● **Set task**
Drop the images; return everything else in the listing below exactly.

● **Information shown**
▼

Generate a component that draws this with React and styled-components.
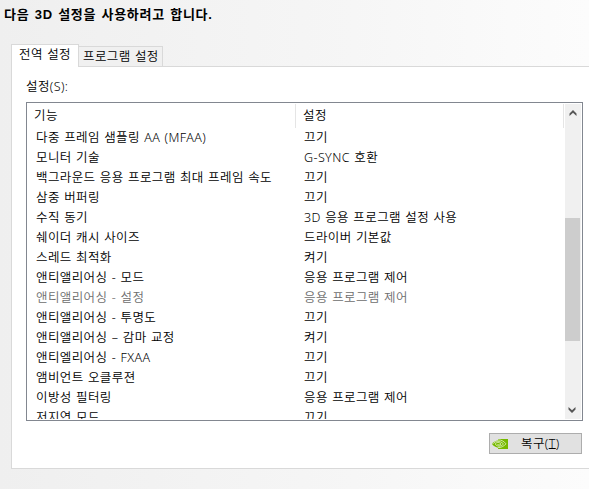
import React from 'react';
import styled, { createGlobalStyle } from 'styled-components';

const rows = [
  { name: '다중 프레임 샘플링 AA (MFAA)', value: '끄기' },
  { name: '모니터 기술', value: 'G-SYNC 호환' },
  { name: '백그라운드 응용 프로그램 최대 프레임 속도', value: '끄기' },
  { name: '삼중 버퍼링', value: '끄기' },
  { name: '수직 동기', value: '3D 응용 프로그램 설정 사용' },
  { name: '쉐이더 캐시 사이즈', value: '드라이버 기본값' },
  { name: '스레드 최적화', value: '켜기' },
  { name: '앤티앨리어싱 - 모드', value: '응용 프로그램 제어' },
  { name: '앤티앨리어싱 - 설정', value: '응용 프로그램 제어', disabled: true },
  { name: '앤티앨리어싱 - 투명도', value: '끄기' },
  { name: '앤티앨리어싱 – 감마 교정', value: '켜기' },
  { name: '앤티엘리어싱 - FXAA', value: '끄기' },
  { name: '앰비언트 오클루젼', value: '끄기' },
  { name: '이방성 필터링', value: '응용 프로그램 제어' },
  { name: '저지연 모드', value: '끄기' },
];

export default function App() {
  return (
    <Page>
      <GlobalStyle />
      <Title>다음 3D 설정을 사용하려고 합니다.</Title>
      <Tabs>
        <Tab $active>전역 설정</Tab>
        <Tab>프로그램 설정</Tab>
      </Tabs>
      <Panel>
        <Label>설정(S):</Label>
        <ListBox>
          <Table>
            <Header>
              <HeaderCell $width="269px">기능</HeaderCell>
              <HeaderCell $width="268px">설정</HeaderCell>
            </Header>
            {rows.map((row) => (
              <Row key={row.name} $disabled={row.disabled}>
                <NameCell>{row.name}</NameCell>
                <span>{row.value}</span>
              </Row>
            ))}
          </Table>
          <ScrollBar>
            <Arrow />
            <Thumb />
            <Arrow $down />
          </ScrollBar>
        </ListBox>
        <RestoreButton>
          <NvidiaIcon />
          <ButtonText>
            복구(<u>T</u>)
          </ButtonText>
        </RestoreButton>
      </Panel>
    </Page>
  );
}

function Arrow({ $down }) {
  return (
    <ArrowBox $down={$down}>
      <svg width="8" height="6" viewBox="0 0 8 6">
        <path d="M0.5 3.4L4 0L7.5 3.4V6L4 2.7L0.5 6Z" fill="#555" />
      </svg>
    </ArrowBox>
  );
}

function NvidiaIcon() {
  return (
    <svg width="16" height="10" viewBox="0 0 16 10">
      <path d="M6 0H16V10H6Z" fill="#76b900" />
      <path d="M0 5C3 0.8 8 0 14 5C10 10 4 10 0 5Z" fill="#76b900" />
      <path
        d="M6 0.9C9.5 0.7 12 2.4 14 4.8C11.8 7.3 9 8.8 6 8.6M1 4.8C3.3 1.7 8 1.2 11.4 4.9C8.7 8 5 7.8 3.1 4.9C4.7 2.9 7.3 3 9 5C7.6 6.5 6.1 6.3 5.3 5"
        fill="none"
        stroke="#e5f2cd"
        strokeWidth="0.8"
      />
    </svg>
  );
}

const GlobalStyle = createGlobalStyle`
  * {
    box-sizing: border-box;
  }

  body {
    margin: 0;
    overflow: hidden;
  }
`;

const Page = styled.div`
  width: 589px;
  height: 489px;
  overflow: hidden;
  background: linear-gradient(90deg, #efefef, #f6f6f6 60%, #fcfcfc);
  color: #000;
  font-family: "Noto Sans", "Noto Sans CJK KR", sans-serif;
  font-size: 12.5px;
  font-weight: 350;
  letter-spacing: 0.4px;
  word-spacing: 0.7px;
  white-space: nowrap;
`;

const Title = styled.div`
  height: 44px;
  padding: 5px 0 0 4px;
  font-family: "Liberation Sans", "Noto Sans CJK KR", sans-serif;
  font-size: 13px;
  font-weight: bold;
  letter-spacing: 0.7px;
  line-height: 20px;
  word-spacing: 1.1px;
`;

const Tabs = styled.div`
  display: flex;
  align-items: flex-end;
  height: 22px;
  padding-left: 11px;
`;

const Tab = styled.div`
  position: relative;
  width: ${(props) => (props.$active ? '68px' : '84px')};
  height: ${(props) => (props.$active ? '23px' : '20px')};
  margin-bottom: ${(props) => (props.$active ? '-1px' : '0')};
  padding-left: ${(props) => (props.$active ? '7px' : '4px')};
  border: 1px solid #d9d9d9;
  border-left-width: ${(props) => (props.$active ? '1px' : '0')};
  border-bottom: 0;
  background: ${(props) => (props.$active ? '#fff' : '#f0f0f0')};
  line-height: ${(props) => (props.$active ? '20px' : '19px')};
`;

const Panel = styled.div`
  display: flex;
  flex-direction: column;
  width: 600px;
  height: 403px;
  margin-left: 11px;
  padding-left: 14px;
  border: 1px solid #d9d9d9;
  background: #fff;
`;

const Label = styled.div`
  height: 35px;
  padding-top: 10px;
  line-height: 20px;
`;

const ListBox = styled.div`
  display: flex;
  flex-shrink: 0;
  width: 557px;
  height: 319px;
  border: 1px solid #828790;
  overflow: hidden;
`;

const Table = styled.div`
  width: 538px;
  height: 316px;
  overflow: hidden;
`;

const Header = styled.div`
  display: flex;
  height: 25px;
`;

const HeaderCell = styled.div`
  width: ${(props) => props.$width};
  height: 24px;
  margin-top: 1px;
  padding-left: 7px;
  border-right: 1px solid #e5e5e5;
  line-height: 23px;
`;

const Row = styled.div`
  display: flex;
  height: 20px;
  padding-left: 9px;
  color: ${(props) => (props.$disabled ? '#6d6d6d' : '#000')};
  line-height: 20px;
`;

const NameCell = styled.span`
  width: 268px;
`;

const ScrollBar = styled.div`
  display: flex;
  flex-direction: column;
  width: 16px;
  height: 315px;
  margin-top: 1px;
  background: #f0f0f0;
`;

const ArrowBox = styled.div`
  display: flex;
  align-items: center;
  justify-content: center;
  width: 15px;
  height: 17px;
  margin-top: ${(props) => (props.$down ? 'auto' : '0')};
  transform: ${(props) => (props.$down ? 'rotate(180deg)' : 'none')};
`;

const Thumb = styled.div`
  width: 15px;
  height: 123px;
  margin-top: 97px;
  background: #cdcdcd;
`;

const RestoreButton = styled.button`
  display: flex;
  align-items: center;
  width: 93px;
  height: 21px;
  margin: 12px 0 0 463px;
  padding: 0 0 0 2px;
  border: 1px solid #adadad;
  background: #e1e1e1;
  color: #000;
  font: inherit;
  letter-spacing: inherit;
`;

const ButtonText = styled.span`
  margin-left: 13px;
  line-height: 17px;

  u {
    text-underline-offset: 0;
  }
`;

▲

● **Finished exercise**
Generate a component that draws this with React and styled-components.
import React from 'react';
import styled, { createGlobalStyle } from 'styled-components';

const rows = [
  { name: '다중 프레임 샘플링 AA (MFAA)', value: '끄기' },
  { name: '모니터 기술', value: 'G-SYNC 호환' },
  { name: '백그라운드 응용 프로그램 최대 프레임 속도', value: '끄기' },
  { name: '삼중 버퍼링', value: '끄기' },
  { name: '수직 동기', value: '3D 응용 프로그램 설정 사용' },
  { name: '쉐이더 캐시 사이즈', value: '드라이버 기본값' },
  { name: '스레드 최적화', value: '켜기' },
  { name: '앤티앨리어싱 - 모드', value: '응용 프로그램 제어' },
  { name: '앤티앨리어싱 - 설정', value: '응용 프로그램 제어', disabled: true },
  { name: '앤티앨리어싱 - 투명도', value: '끄기' },
  { name: '앤티앨리어싱 – 감마 교정', value: '켜기' },
  { name: '앤티엘리어싱 - FXAA', value: '끄기' },
  { name: '앰비언트 오클루젼', value: '끄기' },
  { name: '이방성 필터링', value: '응용 프로그램 제어' },
  { name: '저지연 모드', value: '끄기' },
];

export default function App() {
  return (
    <Page>
      <GlobalStyle />
      <Title>다음 3D 설정을 사용하려고 합니다.</Title>
      <Tabs>
        <Tab $active>전역 설정</Tab>
        <Tab>프로그램 설정</Tab>
      </Tabs>
      <Panel>
        <Label>설정(S):</Label>
        <ListBox>
          <Table>
            <Header>
              <HeaderCell $width="269px">기능</HeaderCell>
              <HeaderCell $width="268px">설정</HeaderCell>
            </Header>
            {rows.map((row) => (
              <Row key={row.name} $disabled={row.disabled}>
                <NameCell>{row.name}</NameCell>
                <span>{row.value}</span>
              </Row>
            ))}
          </Table>
          <ScrollBar>
            <Arrow />
            <Thumb />
            <Arrow $down />
          </ScrollBar>
        </ListBox>
        <RestoreButton>
          <NvidiaIcon />
          <ButtonText>
            복구(<u>T</u>)
          </ButtonText>
        </RestoreButton>
      </Panel>
    </Page>
  );
}

function Arrow({ $down }) {
  return (
    <ArrowBox $down={$down}>
      <svg width="8" height="6" viewBox="0 0 8 6">
        <path d="M0.5 3.4L4 0L7.5 3.4V6L4 2.7L0.5 6Z" fill="#555" />
      </svg>
    </ArrowBox>
  );
}

function NvidiaIcon() {
  return (
    <svg width="16" height="10" viewBox="0 0 16 10">
      <path d="M6 0H16V10H6Z" fill="#76b900" />
      <path d="M0 5C3 0.8 8 0 14 5C10 10 4 10 0 5Z" fill="#76b900" />
      <path
        d="M6 0.9C9.5 0.7 12 2.4 14 4.8C11.8 7.3 9 8.8 6 8.6M1 4.8C3.3 1.7 8 1.2 11.4 4.9C8.7 8 5 7.8 3.1 4.9C4.7 2.9 7.3 3 9 5C7.6 6.5 6.1 6.3 5.3 5"
        fill="none"
        stroke="#e5f2cd"
        strokeWidth="0.8"
      />
    </svg>
  );
}

const GlobalStyle = createGlobalStyle`
  * {
    box-sizing: border-box;
  }

  body {
    margin: 0;
    overflow: hidden;
  }
`;

const Page = styled.div`
  width: 589px;
  height: 489px;
  overflow: hidden;
  background: linear-gradient(90deg, #efefef, #f6f6f6 60%, #fcfcfc);
  color: #000;
  font-family: "Noto Sans", "Noto Sans CJK KR", sans-serif;
  font-size: 12.5px;
  font-weight: 350;
  letter-spacing: 0.4px;
  word-spacing: 0.7px;
  white-space: nowrap;
`;

const Title = styled.div`
  height: 44px;
  padding: 5px 0 0 4px;
  font-family: "Liberation Sans", "Noto Sans CJK KR", sans-serif;
  font-size: 13px;
  font-weight: bold;
  letter-spacing: 0.7px;
  line-height: 20px;
  word-spacing: 1.1px;
`;

const Tabs = styled.div`
  display: flex;
  align-items: flex-end;
  height: 22px;
  padding-left: 11px;
`;

const Tab = styled.div`
  position: relative;
  width: ${(props) => (props.$active ? '68px' : '84px')};
  height: ${(props) => (props.$active ? '23px' : '20px')};
  margin-bottom: ${(props) => (props.$active ? '-1px' : '0')};
  padding-left: ${(props) => (props.$active ? '7px' : '4px')};
  border: 1px solid #d9d9d9;
  border-left-width: ${(props) => (props.$active ? '1px' : '0')};
  border-bottom: 0;
  background: ${(props) => (props.$active ? '#fff' : '#f0f0f0')};
  line-height: ${(props) => (props.$active ? '20px' : '19px')};
`;

const Panel = styled.div`
  display: flex;
  flex-direction: column;
  width: 600px;
  height: 403px;
  margin-left: 11px;
  padding-left: 14px;
  border: 1px solid #d9d9d9;
  background: #fff;
`;

const Label = styled.div`
  height: 35px;
  padding-top: 10px;
  line-height: 20px;
`;

const ListBox = styled.div`
  display: flex;
  flex-shrink: 0;
  width: 557px;
  height: 319px;
  border: 1px solid #828790;
  overflow: hidden;
`;

const Table = styled.div`
  width: 538px;
  height: 316px;
  overflow: hidden;
`;

const Header = styled.div`
  display: flex;
  height: 25px;
`;

const HeaderCell = styled.div`
  width: ${(props) => props.$width};
  height: 24px;
  margin-top: 1px;
  padding-left: 7px;
  border-right: 1px solid #e5e5e5;
  line-height: 23px;
`;

const Row = styled.div`
  display: flex;
  height: 20px;
  padding-left: 9px;
  color: ${(props) => (props.$disabled ? '#6d6d6d' : '#000')};
  line-height: 20px;
`;

const NameCell = styled.span`
  width: 268px;
`;

const ScrollBar = styled.div`
  display: flex;
  flex-direction: column;
  width: 16px;
  height: 315px;
  margin-top: 1px;
  background: #f0f0f0;
`;

const ArrowBox = styled.div`
  display: flex;
  align-items: center;
  justify-content: center;
  width: 15px;
  height: 17px;
  margin-top: ${(props) => (props.$down ? 'auto' : '0')};
  transform: ${(props) => (props.$down ? 'rotate(180deg)' : 'none')};
`;

const Thumb = styled.div`
  width: 15px;
  height: 123px;
  margin-top: 97px;
  background: #cdcdcd;
`;

const RestoreButton = styled.button`
  display: flex;
  align-items: center;
  width: 93px;
  height: 21px;
  margin: 12px 0 0 463px;
  padding: 0 0 0 2px;
  border: 1px solid #adadad;
  background: #e1e1e1;
  color: #000;
  font: inherit;
  letter-spacing: inherit;
`;

const ButtonText = styled.span`
  margin-left: 13px;
  line-height: 17px;

  u {
    text-underline-offset: 0;
  }
`;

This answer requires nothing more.